— start Records supplied —

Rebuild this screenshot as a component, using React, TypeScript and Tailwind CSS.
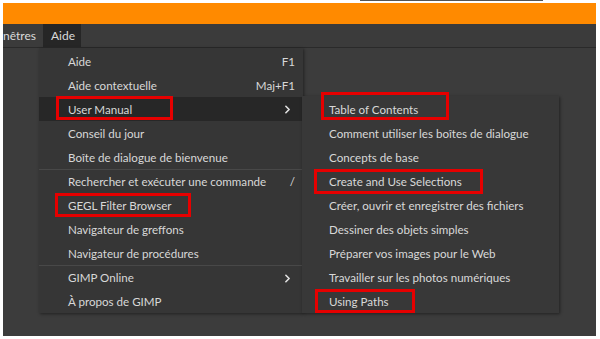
import { ChevronRight } from "lucide-react";

type Item = { label: string; shortcut?: string; sub?: boolean; active?: boolean; sep?: boolean };

const helpItems: Item[] = [
  { label: "Aide", shortcut: "F1" },
  { label: "Aide contextuelle", shortcut: "Maj+F1" },
  { label: "User Manual", sub: true, active: true },
  { label: "Conseil du jour" },
  { label: "Boîte de dialogue de bienvenue" },
  { label: "Rechercher et exécuter une commande", shortcut: "/", sep: true },
  { label: "GEGL Filter Browser" },
  { label: "Navigateur de greffons" },
  { label: "Navigateur de procédures" },
  { label: "GIMP Online", sub: true, sep: true },
  { label: "À propos de GIMP" },
];

const manualItems = [
  "Table of Contents",
  "Comment utiliser les boîtes de dialogue",
  "Concepts de base",
  "Create and Use Selections",
  "Créer, ouvrir et enregistrer des fichiers",
  "Dessiner des objets simples",
  "Préparer vos images pour le Web",
  "Travailler sur les photos numériques",
  "Using Paths",
];

function MenuRow({ item }: { item: Item }) {
  return (
    <div
      className={`flex h-[24px] items-center pl-[29px] pr-[8px] pt-[1px] ${
        item.sep ? "border-t border-[#484848]" : ""
      } ${item.active ? "bg-[#272727]" : ""}`}
    >
      <span className="flex-1">{item.label}</span>
      {item.shortcut && <span>{item.shortcut}</span>}
      {item.sub && <ChevronRight size={13} strokeWidth={3} className="mr-[1px] text-[#e0e0e0]" />}
    </div>
  );
}

export default function App() {
  return (
    <div
      className="relative flex h-[339px] w-[600px] flex-col overflow-hidden bg-white pb-[3px] pl-[3px] pr-[4px] pt-[3px] text-[11.6px] text-[#d8d8d8]"
      style={{ fontFamily: "Lato, 'Noto Sans', sans-serif" }}
    >
      <div className="absolute left-[360px] top-0 h-[1px] w-[183px] bg-[#555]" />
      <div className="h-[21px] bg-[#ff8a00]" />

      <div className="flex h-[23px] items-stretch bg-[#3b3b3b] text-[12px] text-[#dadada]">
        <div className="flex items-center pr-[7px]">nêtres</div>
        <div className="flex w-[38px] items-center bg-[#262626] pl-[8px]">Aide</div>
      </div>

      <div className="relative flex-1 border-t border-[#2a2a2a] bg-[#3c3c3c]">
        <div className="absolute left-[36px] top-0 w-[264px] bg-[#363636] pt-[1px] shadow-[1px_1px_3px_rgba(0,0,0,0.45)]">
          {helpItems.map((it) => (
            <MenuRow key={it.label} item={it} />
          ))}
        </div>

        <div className="absolute left-[299px] top-[48px] w-[257px] bg-[#383838] pt-[1px] shadow-[1px_1px_3px_rgba(0,0,0,0.45)]">
          {manualItems.map((l) => (
            <div key={l} className="flex h-[24px] items-center pl-[27px] pt-[1px]">
              {l}
            </div>
          ))}
        </div>

        {/* annotations */}
        <div className="absolute left-[53px] top-[48px] h-[24px] w-[117px] border-[3px] border-[#e60000]" />
        <div className="absolute left-[52px] top-[145px] h-[24px] w-[136px] border-[3px] border-[#e60000]" />
        <div className="absolute left-[318px] top-[44px] h-[28px] w-[128px] border-[3px] border-[#e60000]" />
        <div className="absolute left-[311px] top-[121px] h-[25px] w-[169px] border-[3px] border-[#e60000]" />
        <div className="absolute left-[312px] top-[241px] h-[24px] w-[100px] border-[3px] border-[#e60000]" />
      </div>
    </div>
  );
}
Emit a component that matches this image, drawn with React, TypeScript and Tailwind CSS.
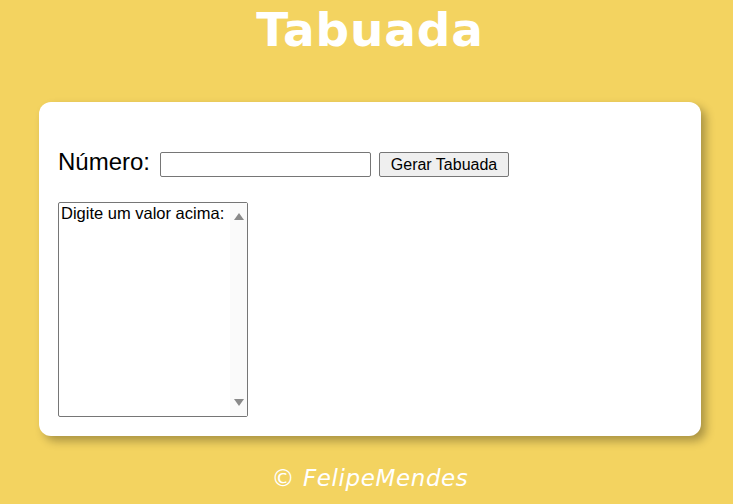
export default function App() {
  return (
    <div className="min-h-[504px] w-full bg-[#f3d360] flex flex-col items-center pl-[7px]">
      <h1 className="mt-[6px] text-[47px] leading-none font-bold text-white tracking-[0.8px] [font-family:'DejaVu_Sans',sans-serif]">
        Tabuada
      </h1>

      <div className="mt-[49px] w-[662px] h-[334px] bg-white rounded-[12px] shadow-[5px_5px_10px_rgba(0,0,0,0.3)] pt-[46px] pl-[19px] [font-family:'Liberation_Sans',Arial,sans-serif]">
        <div className="flex items-start">
          <span className="text-[24px] leading-[28px] text-black">Número:</span>
          <input
            type="text"
            className="ml-[10px] mt-[4px] w-[211px] h-[25px] border border-[#767676] rounded-[2px] bg-white outline-none"
          />
          <button className="ml-[8px] mt-[4px] h-[25px] w-[130px] border border-[#767676] rounded-[2px] bg-[#efefef] text-[16px] text-black leading-none">
            Gerar Tabuada
          </button>
        </div>

        <div className="mt-[25px] w-[190px] h-[215px] border border-[#767676] rounded-[2px] flex">
          <div className="flex-1 pl-[2px] pt-[1px] text-[16.5px] leading-[18px] text-black whitespace-nowrap overflow-hidden">
            Digite um valor acima:
          </div>
          <div className="w-[17px] bg-[#fafafa] flex flex-col justify-between items-center py-[10px]">
            <svg width="10" height="7" viewBox="0 0 10 7">
              <path d="M0 7 L5 0 L10 7 Z" fill="#8a8a8a" />
            </svg>
            <svg width="10" height="7" viewBox="0 0 10 7">
              <path d="M0 0 L10 0 L5 7 Z" fill="#8a8a8a" />
            </svg>
          </div>
        </div>
      </div>

      <p className="mt-[25px] text-[23px] italic text-white tracking-[0.6px] [font-family:'DejaVu_Sans',sans-serif]">
        © FelipeMendes
      </p>
    </div>
  );
}
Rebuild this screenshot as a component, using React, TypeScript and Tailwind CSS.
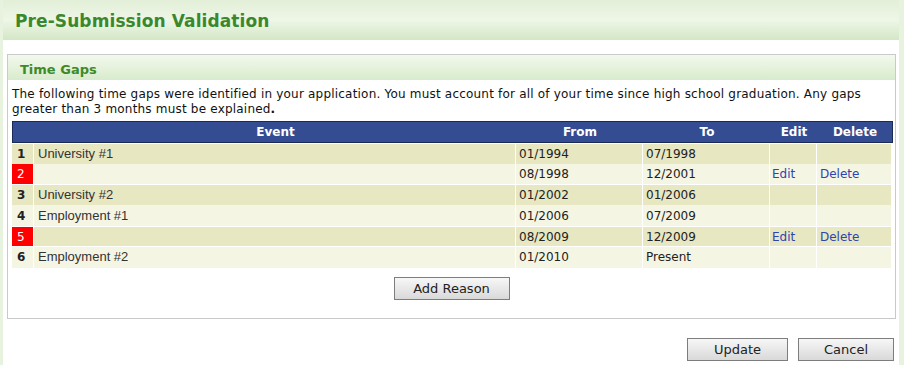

— end Records supplied —

◆ To be done
Output all of the records exactly as they appear above, but not the pictures.

◆ Exercise answer
Rebuild this screenshot as a component, using React, TypeScript and Tailwind CSS.
import { ChevronRight } from "lucide-react";

type Item = { label: string; shortcut?: string; sub?: boolean; active?: boolean; sep?: boolean };

const helpItems: Item[] = [
  { label: "Aide", shortcut: "F1" },
  { label: "Aide contextuelle", shortcut: "Maj+F1" },
  { label: "User Manual", sub: true, active: true },
  { label: "Conseil du jour" },
  { label: "Boîte de dialogue de bienvenue" },
  { label: "Rechercher et exécuter une commande", shortcut: "/", sep: true },
  { label: "GEGL Filter Browser" },
  { label: "Navigateur de greffons" },
  { label: "Navigateur de procédures" },
  { label: "GIMP Online", sub: true, sep: true },
  { label: "À propos de GIMP" },
];

const manualItems = [
  "Table of Contents",
  "Comment utiliser les boîtes de dialogue",
  "Concepts de base",
  "Create and Use Selections",
  "Créer, ouvrir et enregistrer des fichiers",
  "Dessiner des objets simples",
  "Préparer vos images pour le Web",
  "Travailler sur les photos numériques",
  "Using Paths",
];

function MenuRow({ item }: { item: Item }) {
  return (
    <div
      className={`flex h-[24px] items-center pl-[29px] pr-[8px] pt-[1px] ${
        item.sep ? "border-t border-[#484848]" : ""
      } ${item.active ? "bg-[#272727]" : ""}`}
    >
      <span className="flex-1">{item.label}</span>
      {item.shortcut && <span>{item.shortcut}</span>}
      {item.sub && <ChevronRight size={13} strokeWidth={3} className="mr-[1px] text-[#e0e0e0]" />}
    </div>
  );
}

export default function App() {
  return (
    <div
      className="relative flex h-[339px] w-[600px] flex-col overflow-hidden bg-white pb-[3px] pl-[3px] pr-[4px] pt-[3px] text-[11.6px] text-[#d8d8d8]"
      style={{ fontFamily: "Lato, 'Noto Sans', sans-serif" }}
    >
      <div className="absolute left-[360px] top-0 h-[1px] w-[183px] bg-[#555]" />
      <div className="h-[21px] bg-[#ff8a00]" />

      <div className="flex h-[23px] items-stretch bg-[#3b3b3b] text-[12px] text-[#dadada]">
        <div className="flex items-center pr-[7px]">nêtres</div>
        <div className="flex w-[38px] items-center bg-[#262626] pl-[8px]">Aide</div>
      </div>

      <div className="relative flex-1 border-t border-[#2a2a2a] bg-[#3c3c3c]">
        <div className="absolute left-[36px] top-0 w-[264px] bg-[#363636] pt-[1px] shadow-[1px_1px_3px_rgba(0,0,0,0.45)]">
          {helpItems.map((it) => (
            <MenuRow key={it.label} item={it} />
          ))}
        </div>

        <div className="absolute left-[299px] top-[48px] w-[257px] bg-[#383838] pt-[1px] shadow-[1px_1px_3px_rgba(0,0,0,0.45)]">
          {manualItems.map((l) => (
            <div key={l} className="flex h-[24px] items-center pl-[27px] pt-[1px]">
              {l}
            </div>
          ))}
        </div>

        {/* annotations */}
        <div className="absolute left-[53px] top-[48px] h-[24px] w-[117px] border-[3px] border-[#e60000]" />
        <div className="absolute left-[52px] top-[145px] h-[24px] w-[136px] border-[3px] border-[#e60000]" />
        <div className="absolute left-[318px] top-[44px] h-[28px] w-[128px] border-[3px] border-[#e60000]" />
        <div className="absolute left-[311px] top-[121px] h-[25px] w-[169px] border-[3px] border-[#e60000]" />
        <div className="absolute left-[312px] top-[241px] h-[24px] w-[100px] border-[3px] border-[#e60000]" />
      </div>
    </div>
  );
}
Emit a component that matches this image, drawn with React, TypeScript and Tailwind CSS.
export default function App() {
  return (
    <div className="min-h-[504px] w-full bg-[#f3d360] flex flex-col items-center pl-[7px]">
      <h1 className="mt-[6px] text-[47px] leading-none font-bold text-white tracking-[0.8px] [font-family:'DejaVu_Sans',sans-serif]">
        Tabuada
      </h1>

      <div className="mt-[49px] w-[662px] h-[334px] bg-white rounded-[12px] shadow-[5px_5px_10px_rgba(0,0,0,0.3)] pt-[46px] pl-[19px] [font-family:'Liberation_Sans',Arial,sans-serif]">
        <div className="flex items-start">
          <span className="text-[24px] leading-[28px] text-black">Número:</span>
          <input
            type="text"
            className="ml-[10px] mt-[4px] w-[211px] h-[25px] border border-[#767676] rounded-[2px] bg-white outline-none"
          />
          <button className="ml-[8px] mt-[4px] h-[25px] w-[130px] border border-[#767676] rounded-[2px] bg-[#efefef] text-[16px] text-black leading-none">
            Gerar Tabuada
          </button>
        </div>

        <div className="mt-[25px] w-[190px] h-[215px] border border-[#767676] rounded-[2px] flex">
          <div className="flex-1 pl-[2px] pt-[1px] text-[16.5px] leading-[18px] text-black whitespace-nowrap overflow-hidden">
            Digite um valor acima:
          </div>
          <div className="w-[17px] bg-[#fafafa] flex flex-col justify-between items-center py-[10px]">
            <svg width="10" height="7" viewBox="0 0 10 7">
              <path d="M0 7 L5 0 L10 7 Z" fill="#8a8a8a" />
            </svg>
            <svg width="10" height="7" viewBox="0 0 10 7">
              <path d="M0 0 L10 0 L5 7 Z" fill="#8a8a8a" />
            </svg>
          </div>
        </div>
      </div>

      <p className="mt-[25px] text-[23px] italic text-white tracking-[0.6px] [font-family:'DejaVu_Sans',sans-serif]">
        © FelipeMendes
      </p>
    </div>
  );
}
Rebuild this screenshot as a component, using React, TypeScript and Tailwind CSS.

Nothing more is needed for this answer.